How to make space on your Google account
Like McDade, I’m not ready to bail on my Google account. I would lose all my saved YouTube videos and Discount Shoe Warehouse coupons.
But this handy tool from Google says I only have 2 GB of storage left — if you click the link, you’ll see your own available storage.
That leaves two options: Pay for more storage or use less.
Google offers three pay-to-play storage options: 100 GB for $1.99 a month, 200 GB for $2.99 a month or 2,000 GB for $9.99 a month. All three are also available on a yearly basis for a discount. Unless you’re storing a lot of big files or sharing with a family of power users, the “Basic” 100 GB plan should be a sufficient upgrade.
If you decide to purge to free up storage space instead, start with big photo and video files. This storage management page helpfully groups large photos and videos — as well as blurry photos and screenshots — so you can easily delete them. (You’ll need to be signed in to your Google account for it to work.) If that doesn’t do the trick, go on to this page and check if there are deleted emails, spam emails, large email attachments or other big files to clear out. Just deleting all the old videos from my Google Drive cleared 9 GB of space, about three-fifths of the free storage quota.
You can go through this same process from your mobile device by using the Google One app, which is available in the Google Play store and the Apple App Store.
Be careful before you mass delete files, though, especially attachments. I found old W-2s, apartment leases and other things I need to hang on to. It’s a taste of why switching email providers feels so impossible: Our lives happen on email, including messages from employers, health-care providers and banks. In that sense, Google has Gmail users on the line.
Where to store photos and videos
If your Google account storage is filling up and Google Photos is the culprit, you can always switch to a different cloud storage option for your photos and videos. But you will also run into the same issue of having to pay for extra storage.
If you use an Apple device and already store data in iCloud, that could be a good landing place for photos. Apple charges $0.99 a month for 50 GB of storage on iCloud+ subscription plans, $2.99 for 200 GB and $9.99 for 2,000 GB. You can buy more storage for your iCloud account from an iPhone or iPad by going to Settings > Your Name > iCloud > Manage Storage or iCloud Storage.
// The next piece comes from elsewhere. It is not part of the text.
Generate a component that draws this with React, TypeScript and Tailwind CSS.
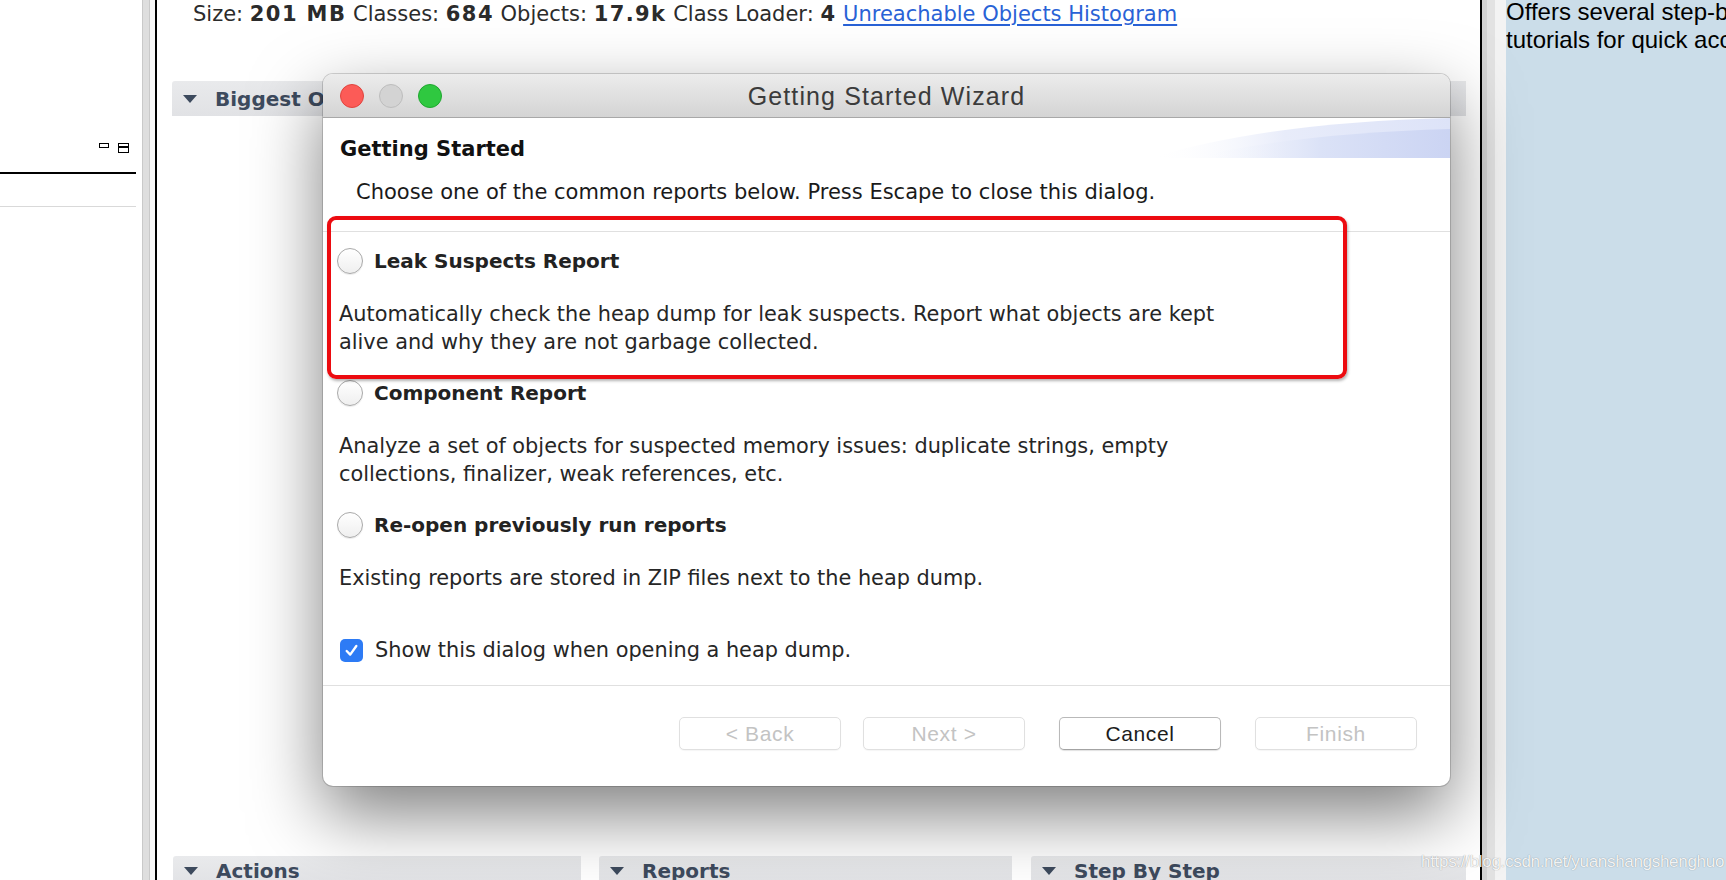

On a Mac computer, go to the Apple menu > System Preferences > Apple ID > iCloud > Manage (in the bottom right corner).
Amazon Prime members get free unlimited full-resolution photo storage, and the company offers some upgraded storage options, too.
(Amazon founder Jeff Bezos owns The Washington Post.)
Dropbox offers the biggest storage option, with a 3,000 GB “Professional” plan for $19.99 a month.
And Microsoft’s OneDrive has personal and family Microsoft 365 plans, both of which come with 1,000 GB per person, along with Office apps like Word and Excel. The personal plan is $6.99 a month, and the family plan is $9.99 a month for up to six people.
Google, Dropbox and Microsoft all offer discounts if you go with a yearly subscription, and the three companies’ discounts were about equal at around 17 percent.
What if I’m worried about privacy?
Google doesn’t have a great privacy track record. For instance, its Chrome browser collects data on you as you click around the Internet to help tailor Google products to your liking and show ads for things you’re more likely to buy. Concerns over a Google-run email service have driven some people toward more private email providers. (Though the company stopped reading your emails for advertising purposes in 2017.)
Proton and Tutanota are two providers that offer free accounts and end-to-end encryption, which means only you and your recipient can see the messages flying back and forth — not even the provider in the middle. To set up an account, just follow the links above, click the “sign up” button, select the free email plan and choose a new email address and unique, hard-to-guess password.
But if you’re lazy, busy or above it all, just toss some video files in the trash and carry on. Your Gmail is salvageable — and familiar.